Why did China pull The Da Vinci Code?
Like the plot of the controversial film and the bestselling novel on which the film is based, Beijing's unprecedented decision to command Chinese cinemas to stop showing the American blockbuster is more than mysterious. It's baffling.
Nobody believes the official explanation--to make way for domestic films. The Da Vinci Code was given the widest-ever release of a foreign film in China; and it was well on its way to becoming one of the biggest box office hits in the country's history.
No, observers say, there must be other explanations for why the government withdrew The Da Vinci Code after approving its distribution--the first time this has happened to a foreign film.
They're right: there are other reasons, of which, the least important is a wilingness to placate the Vatican, which strongly objects to the film's by now well known premise that there exists a centuries-old secret society, called the Priory of Sion, which is dedicated to safeguarding Christ's sacred bloodline. Relations between Beijing and the Holy See are chilly, and efforts to restore formal diplomatic ties, which were cut in 1951, have been seriously set back by China's determination to tighten its control over the state-sanctioned Catholic church that claims some four million followers. (Millions of Chinese belong to an underground church that the government regards as subversive. In all, there are approximately 20 million Christians in China, out of a total population of 1.3 billion people.)
Ironically, our correspondent reports, it is not China's Christians that Beijing had in mind when it pulled the plug on The Da Vinci Code, but its Muslims. China does not want to risk setting in motion a chain of events that could lead to real or perceived insults to Islam and its prophet Muhammad.
Beijing's decision was influenced by its longtime ally Pakistan, which last Saturday also banned The Da Vinci Code--both the film and the book--as "blasphemous," even though Christians only make up three percent of Pakistan's 150 million people. Islamist organizations, which opposed allowing the film to be distributed in Pakistan, constitute a serious threat to stability; and authorities are keenly aware that "a blasphemous film about Jesus today could be followed by a blasphemous film--or cartoon--about Mohammed tomorrow," as an analyst familiar with Pakistan's political picture puts it.

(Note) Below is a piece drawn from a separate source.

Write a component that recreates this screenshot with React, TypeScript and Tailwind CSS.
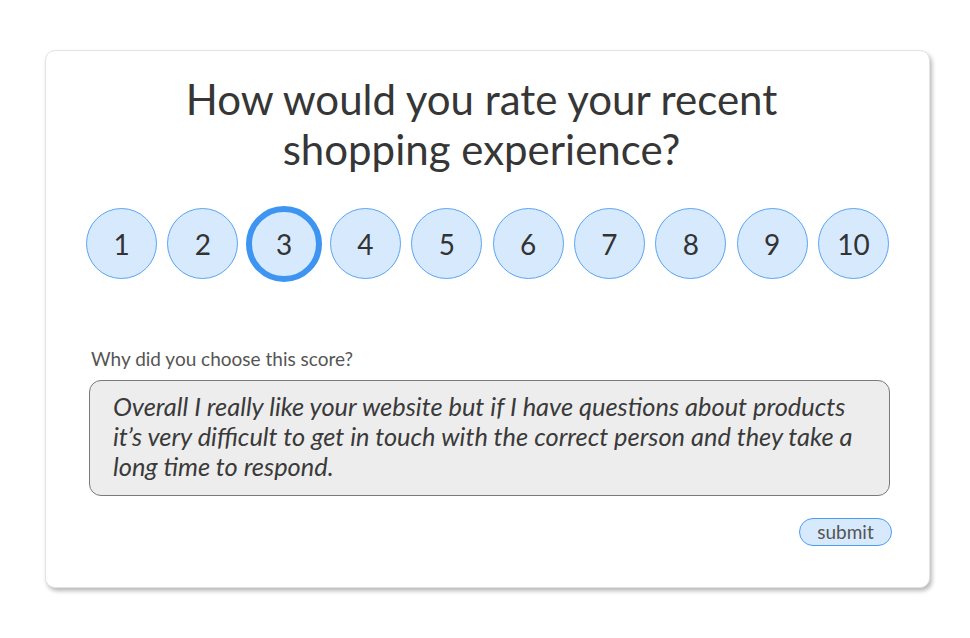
import React, { useState } from 'react';

const scores = [1, 2, 3, 4, 5, 6, 7, 8, 9, 10];

const ScoreButton: React.FC<{ value: number; selected: boolean; onSelect: (v: number) => void }> = ({
  value,
  selected,
  onSelect,
}) => (
  <div className="w-[71px] h-[71px] flex items-center justify-center">
    <button
      onClick={() => onSelect(value)}
      className={
        selected
          ? 'w-[76px] h-[76px] shrink-0 rounded-full bg-[#d7eafd] border-[6px] border-[#3d95f1] flex items-center justify-center text-[28px] text-[#333333]'
          : 'w-[71px] h-[71px] shrink-0 rounded-full bg-[#d7eafd] border border-[#5aa4f2] flex items-center justify-center text-[28px] text-[#333333]'
      }
    >
      {value}
    </button>
  </div>
);

export default function App() {
  const [score, setScore] = useState(3);

  return (
    <div className="w-[970px] h-[638px] bg-white pt-[50px] pl-[45px] font-['Lato','Liberation_Sans',sans-serif]">
      <div className="w-[885px] h-[538px] bg-white rounded-[10px] border border-[#e3e3e3] shadow-[2px_3px_4px_rgba(0,0,0,0.28)] flex flex-col px-[40px]">
        <h1 className="mt-[23px] pr-[12px] text-center text-[42px] leading-[50px] text-[#363636] font-normal">
          How would you rate your recent
          <br />
          shopping experience?
        </h1>

        <div className="mt-[34px] flex justify-between">
          {scores.map((s) => (
            <ScoreButton key={s} value={s} selected={s === score} onSelect={setScore} />
          ))}
        </div>

        <label className="mt-[68px] ml-[5px] text-[19px] leading-[24px] text-[#555555]">
          Why did you choose this score?
        </label>

        <div className="mt-[9px] ml-[3px] mr-[-1px] h-[116px] rounded-[12px] border border-[#7a7a7a] bg-[#ededed] px-[23px] pt-[10px] text-[25.4px] leading-[30px] italic text-[#3a3a3a]">
          Overall I really like your website but if I have questions about products it’s very difficult to get in
          touch with the correct person and they take a long time to respond.
        </div>

        <div className="mt-[22px] mr-[-3px] flex justify-end">
          <button className="w-[93px] h-[28px] rounded-full bg-[#d7eafd] border border-[#4a9df2] text-[19px] leading-[24px] text-[#555555]">
            submit
          </button>
        </div>
      </div>
    </div>
  );
}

"Better to ban everything before something spins out of control," he says, recalling that a 1993 cartoon ridiculing Muslims led to an uprising in China's northwestern Xinjiang autonomous region. Paramilitary police had to be called in to storm an occupied mosque.
There are between 20 million and 100 million Muslims in China--estimates vary widely--including a significant segment that is increasingly influenced by fundamentalist and Islamist teachings. In predominantly Muslim Xinjiang, authorities are engaged in a bloody struggle with separatists and religious and ethnic activists.
Setting aside the potential for religious unrest, there is another possible explanation for Beijing's move against The Da Vinci Code. China's ruling Communist Party is only comfortable with conspiracy theories of its own making--for example, that the United States created SARS as part of an effort to contain China's rise. Government-run rumor mills regularly use the censored, filtered Internet to test and promote conspiracy theories in order to explain anything bad that happens in China.
The ideas in The Da Vinci Code are way beyond Beijing's control; in fact, they have taken on a life of their own. A worldwide publishing phenomenon, the novel has spawned a series of successful nonfiction books and television programs about the sacred bloodline theory, including at least one volume, The Sion Revelation, which argues that the Priory of Sion was a hoax created by a secular secret society to divert attention from its sinister plans for world domination. The supposed achievements of this powerful, international group, known as "synarchists," include installing Charles de Gaulle as president of France and the step-by-step formation of a "United States of Europe," more commonly known as the European Union.
None of which has anything whatsoever to do with China ... except ... possibly ... for our recent report about a Hollywood producer's efforts to pitch a feature film that somehow connects synarchy with China's capitalist embrace and economic expansion. The screenplay's story line is said to revolve around an Ivy League professor-blogger who unearths an international conspiracy to orchestrate a Chinese economic crash in order to first destroy and then rebuild the global financial system. And the hero reportedly bears a striking resemblance to the actor Richard Gere, whose activism on behalf of Tibet has earned him prominent placement on China's celebrity enemies list.
Could this story have made the difference? Could an article in our little blog--which is blocked on the mainland--have come to the attention of the powers that be in Beijing and prompted them to also ban The Da Vinci Code?
The idea is absurd, of course, ridiculous, preposterous....
We'll start writing the novel tomorrow.